Decisive for the great energy efficiency of the Visio.M is its light weight. The passenger compartment is made of carbon fiber reinforced plastic with aluminum in the front and rear sections, as well as the roof frame. All windows are made of polycarbonate. This material weighs only half as much as glass but, thanks to a special coating, is equally resistant to scratches and weathering. The researchers also saved weight in chassis, steering and transmission by using special light-weight constructions. Without the battery, the Visio.M weighs only 450 kilograms.
“Light weight is essential for an electric vehicle,” says Prof. Markus Lienkamp, Chair of the TUM Institute of Automotive Technology, “because more weight requires more battery performance for the same range and thus generates higher costs. More weight also means poorer driving dynamics at the same performance. But we want a car that is affordable and fun to drive.”
An all-round, mass market car must guarantee effective passenger safety. Especially in collisions with heavier vehicles, small cars must provide a safety zone in spite of their small dimensions. The passenger compartment of the Visio.M consists of an innovative, multi-section monocoque made of carbon fiber reinforced plastic combined with ultra light sandwich materials imparting it with exceptional rigidity.
In addition, the engineers have developed a safety concept that includes a systematic anticipatory analysis of the surrounding traffic. The 360° monitoring of the immediate vehicle vicinity via radar and camera sensors makes it possible to detect critical driving situations early on. This information is not used for driver assistance or warnings. When the car detects an imminent unavoidable collision it activates the integrated passenger protection systems just before the actual crash takes place.
Novel structural airbags are mounted in the bumpers and doors.

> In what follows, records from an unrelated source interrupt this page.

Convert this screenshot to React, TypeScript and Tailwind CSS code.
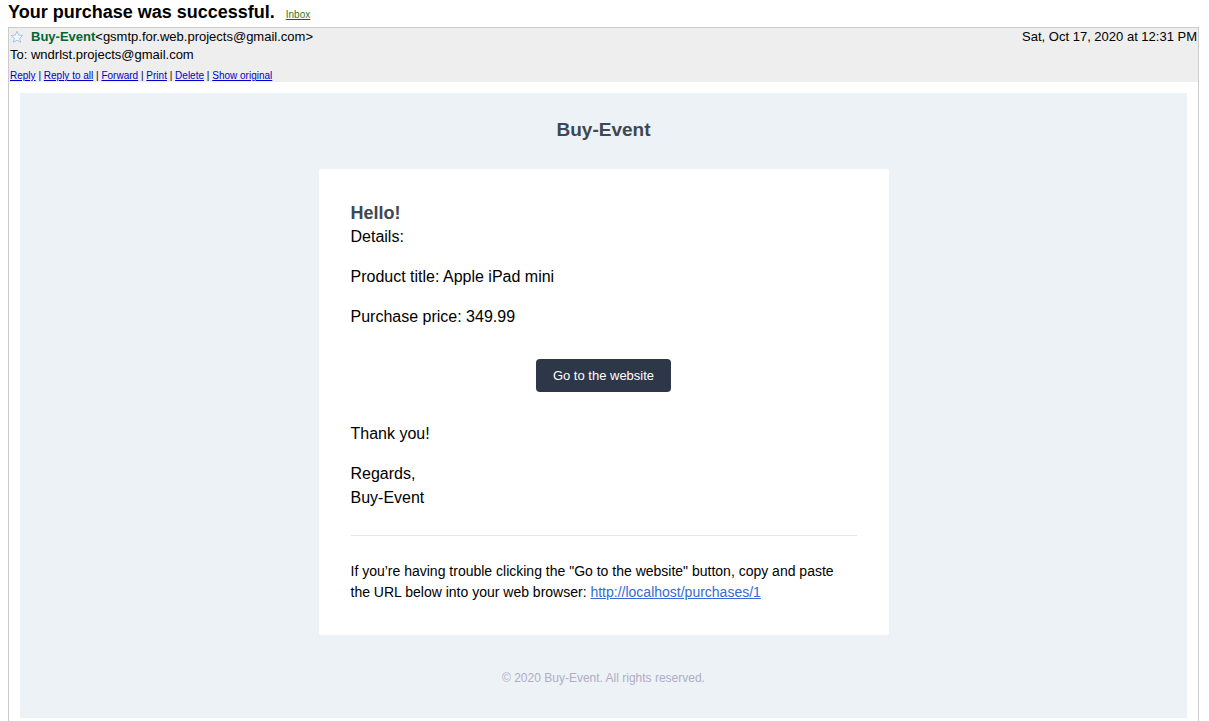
import React from "react";

function Star() {
  return (
    <svg width="14" height="14" viewBox="0 0 24 24" className="shrink-0">
      <path
        d="M12 2.2l2.9 6.5 7 .7-5.3 4.7 1.6 6.9L12 17.4 5.8 21l1.6-6.9L2.1 9.4l7-.7z"
        fill="#f3f7fd"
        stroke="#9ec0ea"
        strokeWidth="1.6"
        strokeLinejoin="round"
      />
    </svg>
  );
}

export default function App() {
  const links = ["Reply", "Reply to all", "Forward", "Print", "Delete", "Show original"];
  return (
    <div className="font-['Liberation_Sans',Arial,sans-serif] text-black bg-white min-h-screen">
      <div className="h-[27px] px-2 pt-[1px] flex items-baseline gap-[11px]">
        <span className="text-[18px] font-bold leading-[22px]">Your purchase was successful.</span>
        <span className="text-[10px] text-[#337722] underline decoration-[#006633]">Inbox</span>
      </div>
      <div className="ml-2 mr-[10px] border border-b-0 border-[#cccccc]">
        <div className="bg-[#eeeeee] h-[54px] px-[1px] text-[13px]">
          <div className="h-[18px] flex items-center justify-between">
            <div className="flex items-center">
              <Star />
              <span className="ml-[7px] font-bold text-[#006633]">Buy-Event</span>
              <span>&lt;gsmtp.for.web.projects@gmail.com&gt;</span>
            </div>
            <span>Sat, Oct 17, 2020 at 12:31 PM</span>
          </div>
          <div className="h-[17px] flex items-center">To: wndrlst.projects@gmail.com</div>
          <div className="h-[19px] flex items-end text-[10px] leading-[13px]">
            {links.map((l, i) => (
              <React.Fragment key={l}>
                {i > 0 && <span className="px-[2.8px]">|</span>}
                <span className="text-[#0000cc] underline">{l}</span>
              </React.Fragment>
            ))}
          </div>
        </div>
        <div className="p-[11px]">
          <div className="bg-[#edf2f7]">
            <div className="h-[76px] flex items-center justify-center pb-[2px]">
              <span className="text-[19px] font-bold text-[#3d4852]">Buy-Event</span>
            </div>
            <div className="w-[570px] mx-auto bg-white rounded-[2px] px-8 pt-[33px] pb-8">
              <h1 className="text-[18px] font-bold text-[#3d4852] leading-[23px]">Hello!</h1>
              <p className="text-[16px] leading-[24px] mb-4">Details:</p>
              <p className="text-[16px] leading-[24px] mb-4">Product title: Apple iPad mini</p>
              <p className="text-[16px] leading-[24px]">Purchase price: 349.99</p>
              <div className="flex justify-center mt-[30px] mb-[30px]">
                <span className="h-[33px] px-[17px] flex items-center bg-[#2d3748] text-white text-[13px] rounded-[4px]">
                  Go to the website
                </span>
              </div>
              <p className="text-[16px] leading-[24px] mb-4">Thank you!</p>
              <p className="text-[16px] leading-[24px]">
                Regards,
                <br />
                Buy-Event
              </p>
              <div className="mt-[25px] border-t border-[#e8e5ef] pt-[25px]">
                <p className="text-[14px] leading-[21px]">
                  If you’re having trouble clicking the "Go to the website" button, copy and paste
                  the URL below into your web browser:{" "}
                  <span className="text-[#3869d4] underline">http://localhost/purchases/1</span>
                </p>
              </div>
            </div>
            <div className="pt-[34px] pb-[31px] text-center text-[12px] leading-[18px] text-[#b0adc5]">
              © 2020 Buy-Event. All rights reserved.
            </div>
          </div>
        </div>
      </div>
    </div>
  );
}
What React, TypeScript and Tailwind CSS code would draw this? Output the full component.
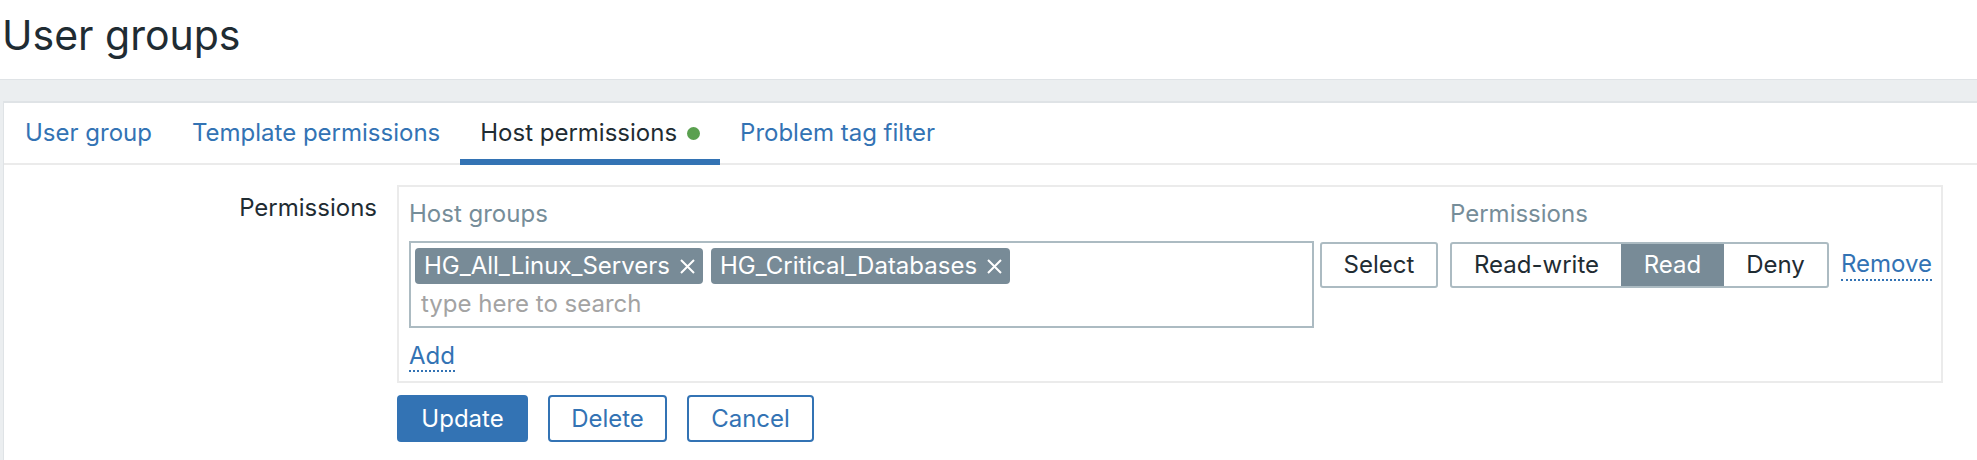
import React from 'react';

const tabs = [
  { label: 'User group', active: false },
  { label: 'Template permissions', active: false },
  { label: 'Host permissions', active: true, dot: true },
  { label: 'Problem tag filter', active: false },
];

const hostGroups = ['HG_All_Linux_Servers', 'HG_Critical_Databases'];

const TagX: React.FC = () => (
  <svg width="15" height="15" viewBox="0 0 15 15" className="shrink-0">
    <path d="M1 1L14 14M14 1L1 14" stroke="white" strokeWidth="2" fill="none" />
  </svg>
);

const Tag: React.FC<{ name: string }> = ({ name }) => (
  <span className="flex items-center gap-[10px] h-[36px] pl-[9px] pr-[8px] rounded-[4px] bg-[#788b97] text-white">
    {name}
    <TagX />
  </span>
);

export default function App() {
  return (
    <div className="w-[1977px] h-[460px] overflow-hidden flex flex-col bg-white text-[24px] leading-[24px] text-[#1f2c33] font-['Inter','Noto_Sans',sans-serif]">
      {/* page header */}
      <div className="h-[79px] shrink-0 pl-[2px] pt-[15px]">
        <h1 className="text-[41px] leading-[41px] font-normal">User groups</h1>
      </div>

      <div className="flex-1 flex flex-col bg-[#ebeef0] border-t border-[#dfe3e6] pt-[21px] pl-[3px]">
        <div className="flex-1 bg-white border-t-2 border-l border-[#dfe3e6]">
          {/* tabs */}
          <ul className="flex pl-[1px] border-b-2 border-[#ebebeb]">
            {tabs.map((t) => (
              <li
                key={t.label}
                className={`relative flex items-center px-[20px] pt-[18px] pb-[18px] ${t.active ? 'text-[#1f2c33]' : 'text-[#3373b4]'}`}
              >
                {t.label}
                {t.dot && <span className="ml-[10px] w-[13px] h-[13px] rounded-full bg-[#5aa04f]" />}
                {t.active && <span className="absolute left-0 right-0 -bottom-[2px] h-[6px] bg-[#3373b4]" />}
              </li>
            ))}
          </ul>

          {/* form */}
          <div className="flex pt-[20px] pr-[34px]">
            <div className="w-[373px] shrink-0 text-right pt-[11px]">Permissions</div>
            <div className="ml-[20px] flex-1">
              <div className="border-2 border-[#ebebeb] pt-[15px] pl-[10px] pb-[9px]">
                <div className="flex text-[#768d99]">
                  <div className="w-[1041px]">Host groups</div>
                  <div>Permissions</div>
                </div>

                <div className="mt-[15px] flex items-start">
                  <div className="w-[905px] h-[87px] border-2 border-[#acbbc2] pt-[5px] px-[4px]">
                    <div className="flex gap-[8px]">
                      {hostGroups.map((g) => (
                        <Tag key={g} name={g} />
                      ))}
                    </div>
                    <div className="mt-[8px] pl-[6px] text-[#a3a3a3]">type here to search</div>
                  </div>

                  <button className="ml-[6px] mt-[1px] w-[118px] h-[46px] border-2 border-[#acbbc2] rounded-[3px] flex items-center justify-center">
                    Select
                  </button>

                  <div className="ml-[12px] mt-[1px] flex h-[46px] border-2 border-[#acbbc2] rounded-[3px] overflow-hidden">
                    <div className="w-[169px] flex items-center justify-center">Read-write</div>
                    <div className="w-[103px] flex items-center justify-center bg-[#788b97] text-white">Read</div>
                    <div className="w-[103px] flex items-center justify-center">Deny</div>
                  </div>

                  <span className="ml-[12px] mt-[11px] pb-[3px] text-[#3373b4] border-b-2 border-dotted border-[#3373b4]">
                    Remove
                  </span>
                </div>

                <div className="mt-[16px]">
                  <span className="inline-block pb-[2px] text-[#3373b4] border-b-2 border-dotted border-[#3373b4]">Add</span>
                </div>
              </div>

              <div className="mt-[12px] flex gap-[20px]">
                <button className="w-[131px] h-[47px] rounded-[4px] bg-[#3373b4] text-white">Update</button>
                <button className="w-[119px] h-[47px] rounded-[4px] border-2 border-[#3373b4] text-[#3373b4]">Delete</button>
                <button className="w-[127px] h-[47px] rounded-[4px] border-2 border-[#3373b4] text-[#3373b4]">Cancel</button>
              </div>
            </div>
          </div>
        </div>
      </div>
    </div>
  );
}
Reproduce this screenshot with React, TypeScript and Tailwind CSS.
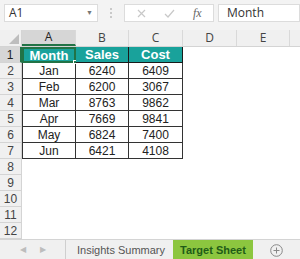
import React from 'react';

const rows = [
  ['Jan', '6240', '6409'],
  ['Feb', '6200', '3067'],
  ['Mar', '8763', '9862'],
  ['Apr', '7669', '9841'],
  ['May', '6824', '7400'],
  ['Jun', '6421', '4108'],
];

const cols = ['A', 'B', 'C', 'D', 'E'];
const colW = ['w-[54px]', 'w-[53px]', 'w-[54px]', 'w-[54px]', 'w-[53px]'];

const font = { fontFamily: '"Open Sans", "Liberation Sans", sans-serif' };
const cellFont = { fontFamily: '"Liberation Sans", Arial, sans-serif' };

function Cell({ i, children, edge }: { i: number; children?: React.ReactNode; edge?: string }) {
  return (
    <div
      className={`${colW[i]} h-full shrink-0 flex items-center justify-center text-[12px] leading-none text-[#222] ${edge ?? ''}`}
      style={cellFont}
    >
      {children}
    </div>
  );
}

export default function App() {
  return (
    <div className="w-[300px] h-[259px] bg-white overflow-hidden flex flex-col select-none" style={font}>
      {/* formula bar */}
      <div className="h-[30px] bg-[#f3f3f3] flex items-start pt-[4px] pl-[4px] shrink-0">
        <div className="w-[94px] h-[18px] bg-white border border-[#dcdcdc] flex items-center justify-between px-[4px]">
          <span className="text-[12px] text-[#333]">A1</span>
          <span className="text-[7px] text-[#777]">▼</span>
        </div>
        <div className="w-[26px] h-[18px] flex flex-col items-center justify-center gap-[2px]">
          <span className="w-[2px] h-[2px] bg-[#bbb] rounded-full" />
          <span className="w-[2px] h-[2px] bg-[#bbb] rounded-full" />
          <span className="w-[2px] h-[2px] bg-[#bbb] rounded-full" />
        </div>
        <div className="w-[90px] h-[18px] bg-white border border-[#dcdcdc] flex items-center pl-[12px] gap-[18px]">
          <svg width="9" height="9" viewBox="0 0 9 9"><path d="M1 1L8 8M8 1L1 8" stroke="#c8c8c8" strokeWidth="1.2" /></svg>
          <svg width="11" height="9" viewBox="0 0 11 9"><path d="M1 5L4 8L10 1" stroke="#c8c8c8" strokeWidth="1.2" fill="none" /></svg>
          <span className="text-[12px] italic text-[#666]" style={{ fontFamily: '"Liberation Serif", serif' }}>fx</span>
        </div>
        <div className="ml-[4px] flex-1 h-[18px] bg-white border border-[#dcdcdc] flex items-center pl-[8px]">
          <span className="text-[12px] text-[#333]">Month</span>
        </div>
      </div>

      {/* column headers */}
      <div className="h-[17px] flex shrink-0 bg-[#f0f0f0] border-b border-[#d4d4d4]">
        <div className="w-[22px] h-full shrink-0 border-r border-[#d4d4d4] flex items-end justify-end p-[2px]">
          <svg width="10" height="10" viewBox="0 0 10 10"><path d="M10 0L10 10L0 10Z" fill="#bdbdbd" /></svg>
        </div>
        {cols.map((c, i) => (
          <div
            key={c}
            className={`${colW[i]} h-full shrink-0 flex items-center justify-center text-[12px] leading-none border-r border-[#d9d9d9] ${
              i === 0 ? 'bg-[#d6d6d6] text-[#222] border-b-2 border-b-[#217346]' : 'text-[#444]'
            }`}
          >
            {c}
          </div>
        ))}
        <div className="flex-1" />
      </div>

      {/* grid */}
      <div className="flex-1 flex flex-col">
        {Array.from({ length: 12 }, (_, r) => {
          const n = r + 1;
          const data = n === 1 ? ['Month', 'Sales', 'Cost'] : rows[n - 2];
          return (
            <div key={n} className="h-[16px] flex shrink-0">
              <div
                className={`w-[22px] h-full shrink-0 flex items-center justify-center text-[12px] leading-none border-r border-b border-[#d4d4d4] ${
                  n === 1 ? 'bg-[#d6d6d6] text-[#222] border-r-2 border-r-[#217346]' : 'bg-[#f0f0f0] text-[#444]'
                }`}
                style={cellFont}
              >
                {n}
              </div>
              {n === 1 &&
                data!.map((t, i) => (
                  <Cell
                    key={i}
                    i={i}
                    edge={`bg-[#19a29b] font-bold relative ${i === 0 ? 'border-2 border-[#217346]' : 'border-b border-r border-[#1a1a1a]'}`}
                  >
                    <span className="text-white text-[13px] leading-none">{t}</span>
                    {i === 0 && <span className="absolute right-[-3px] bottom-[-3px] w-[4px] h-[4px] bg-[#217346] border border-white" />}
                  </Cell>
                ))}
              {n > 1 && n <= 7 &&
                data!.map((t, i) => (
                  <Cell key={i} i={i} edge={`border-b border-r border-[#333] ${i === 0 ? 'border-l' : ''}`}>
                    {t}
                  </Cell>
                ))}
            </div>
          );
        })}
      </div>

      {/* sheet tabs */}
      <div
        className="h-[21px] bg-[#f0f0f0] border-t border-[#d4d4d4] flex items-center shrink-0 text-[11px]"
        style={cellFont}
      >
        <div className="w-[66px] h-full flex items-center justify-center gap-[14px] border-r border-[#cfcfcf] text-[#bdbdbd] text-[8px]">
          <span>◀</span>
          <span>▶</span>
        </div>
        <div className="pl-[11px] pr-[8px] text-[#555]">Insights Summary</div>
        <div className="h-full flex items-center bg-[#8cc63f] px-[7px] font-bold text-[#1f5c17]">Target Sheet</div>
        <div className="flex-1 flex items-center justify-center">
          <svg width="13" height="13" viewBox="0 0 13 13">
            <circle cx="6.5" cy="6.5" r="5.8" stroke="#888" fill="none" />
            <path d="M6.5 3.5V9.5M3.5 6.5H9.5" stroke="#888" />
          </svg>
        </div>
      </div>
    </div>
  );
}
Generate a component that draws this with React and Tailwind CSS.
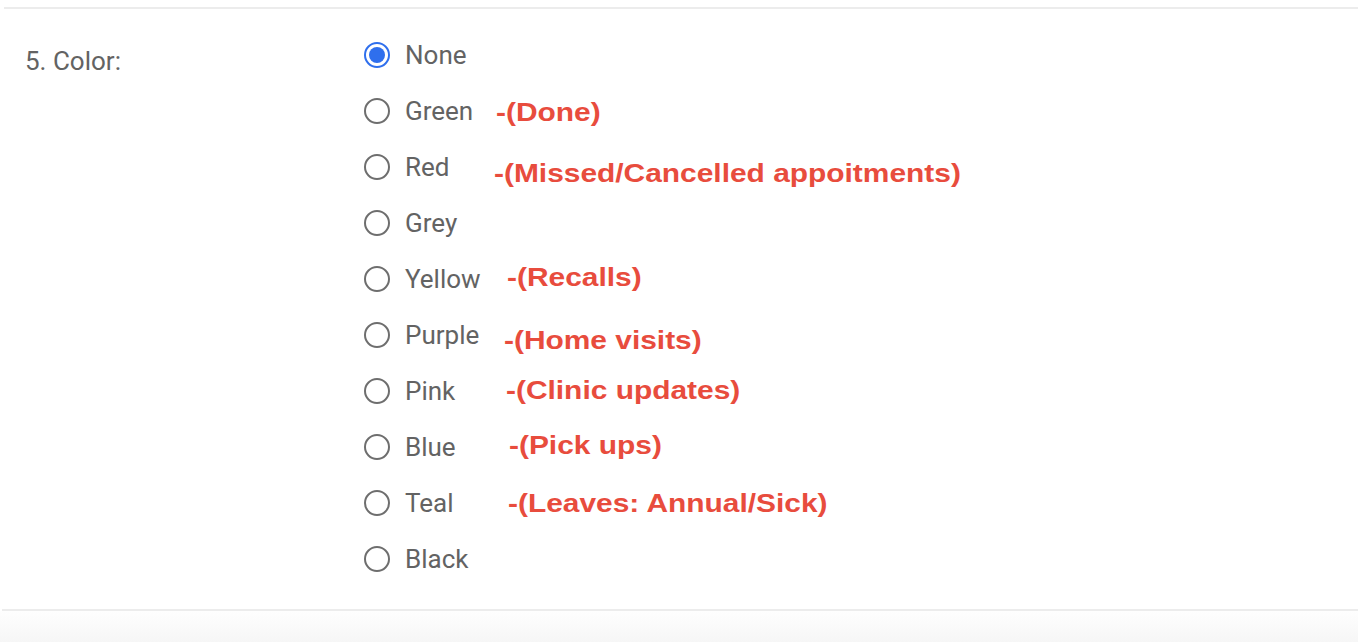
import React from "react";

const rows = [
  { name: "None", checked: true },
  { name: "Green", note: "-(Done)", ml: 496, dy: 1 },
  { name: "Red", note: "-(Missed/Cancelled appoitments)", ml: 494, dy: 6 },
  { name: "Grey" },
  { name: "Yellow", note: "-(Recalls)", ml: 507, dy: -2 },
  { name: "Purple", note: "-(Home visits)", ml: 504, dy: 5 },
  { name: "Pink", note: "-(Clinic updates)", ml: 506, dy: -1 },
  { name: "Blue", note: "-(Pick ups)", ml: 509, dy: -2 },
  { name: "Teal", note: "-(Leaves: Annual/Sick)", ml: 508, dy: 0 },
  { name: "Black" },
];

function Radio({ checked }) {
  if (checked) {
    return (
      <span className="flex h-[26px] w-[26px] shrink-0 items-center justify-center rounded-full border-2 border-[#2f6fed] bg-white">
        <span className="h-[16px] w-[16px] rounded-full bg-[#2f6fed]" />
      </span>
    );
  }
  return <span className="h-[26px] w-[26px] shrink-0 rounded-full border-2 border-[#6e6e6e] bg-white" />;
}

export default function App() {
  return (
    <div className="h-[642px] w-[1358px] overflow-hidden bg-white" style={{ fontFamily: "Roboto, 'Liberation Sans', sans-serif" }}>
      <div className="pt-[7px]">
        <div className="ml-[4px] border-t-2 border-[#ececec]" />
        <div className="flex pl-[25px] pt-[18px]">
          <div className="w-[339px] shrink-0 pt-[19px] text-[26px] leading-[30px] text-[#636363]">5. Color:</div>
          <div className="flex flex-col">
            {rows.map((r) => (
              <div key={r.name} className="relative flex h-[56px] items-center">
                <Radio checked={r.checked} />
                <span className="ml-[15px] text-[26px] leading-[30px] text-[#636363]">{r.name}</span>
                {r.note && (
                  <span
                    className="absolute origin-left scale-x-[1.15] whitespace-nowrap text-[26px] font-bold leading-[30px] text-[#e84c3d]"
                    style={{ left: r.ml - 364, top: 13 + r.dy, fontFamily: "'Liberation Sans', Arial, sans-serif" }}
                  >
                    {r.note}
                  </span>
                )}
              </div>
            ))}
          </div>
        </div>
        <div className="ml-[2px] mt-[22px] border-t-2 border-[#ececec]" />
        <div className="h-[40px] bg-gradient-to-b from-[#fefefe] to-[#f4f4f4]" />
      </div>
    </div>
  );
}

Fractions of a second before a crash a gas generator fills these pressure tubes, which then act as additional absorption elements.
Adaptive seat-belt tensioners and force limiting systems reduce the forces acting on the passengers. A two-point belt combines with the normal safety belt holds the passengers firmly in their seats. When the system detects an imminent side collision, the passenger on the crash side is pulled toward the inside of the vehicle together with the seat just before the collision, thereby moving away from the immediate danger zone. The pre-acceleration of the passenger reduces the crash forces acting on the passenger and increases the effectivity of the side airbag. A potential collision between the driver and passenger is prevented by an interaction airbag mounted between the seats.
In contrast to conventional cars in which the heel of the driver is defined as a fixed point for the adjustment functions, in the Visio.M the driver’s eyes serve as a fixed point. This allowed the researchers to position the safety systems and the traffic perspective optimally. The driver’s seat must only be adjusted vertically. In exchange the pedals are adjustable.
Control elements for the radio, air conditioning and navigation assistance are accessible via a central touch display, which is also adjustable. The human-machine interaction consists solely of swiping gestures that can be made on the entire display. The driver does not need to hit any buttons and a quick glance is sufficient for visual orientation.
At the core of the system is an open software architecture that can be extended at any time with additional elements. This opens the door to things like accessing home music collections via cloud applications or performing compute-intensive applications like energy-efficient route planning based on current weather and traffic conditions from a central server. All kinds of premium services can be implemented in this way. In the future, for example, a rental car might be delivered to a customer’s door via remote control. This concept has already been implemented experimentally.
Many aspects must be brought together before the vehicle can achieve a large driving range in spite of its relatively small battery. These include light weight, low aerodynamic drag, an efficient drive train, minimal rolling friction and energy-saving air conditioning.
The researchers have optimized these parameters in the context of the Visio.M project. Thus, the 1.55 m wide and 1.31 m high two-seater now has excellent aerodynamics. In addition to low vehicle weight, the combination of low coefficient of drag of only 0.24, small frontal area of 1.69 square meters and tires optimized for low rolling resistance (115/70 R 16) further reduce the energy consumption.
The active “torque vectoring” differential also contributes to overall efficiency: A small electric machine in the gearbox that can be operated as an electric motor or as an electric generator distributes the force optimally between the two back wheels. Because of the improved stability while braking in curves, significantly more energy can be recovered than without torque vectoring. At the same time the car becomes much more agile and safe, because of the optimal distribution of drive ad braking forces.
Special attention was paid in the Visio.M to the design of the air-conditioning and heating systems. Wherever warmth is generated, it is recovered for heating the car when required. So-called Peltier elements are integrated into both the cooling aggregate and seats. These electrothermal converters can heat as well as cool. This allows environmentally friendly operation without the use of coolant fluids.
During very cold weather an ethanol-based heater can be switched on for driving range independent heating. The aggregate with a thermal performance of approx. 4.5 kW is especially useful for deicing the windscreen. An intelligent controller finds the optimal solution for energy efficient and comfortable operation of the air-conditioning system.
During the development of the Visio.M, the various systems were subject to numerous trials to test their functionality, safety and reliability. The result is an electric car that should find great interest, especially in industry. Prof. Markus Lienkamp is optimistic: “With the Visio.M we have demonstrated that it is possible to build a very light and at the same time safe car with overall costs that we expect to be lower than those of comparable combustion-engine cars. But it is still a long way to serial production because almost all components must be adapted to the manufacturing conditions of large series.”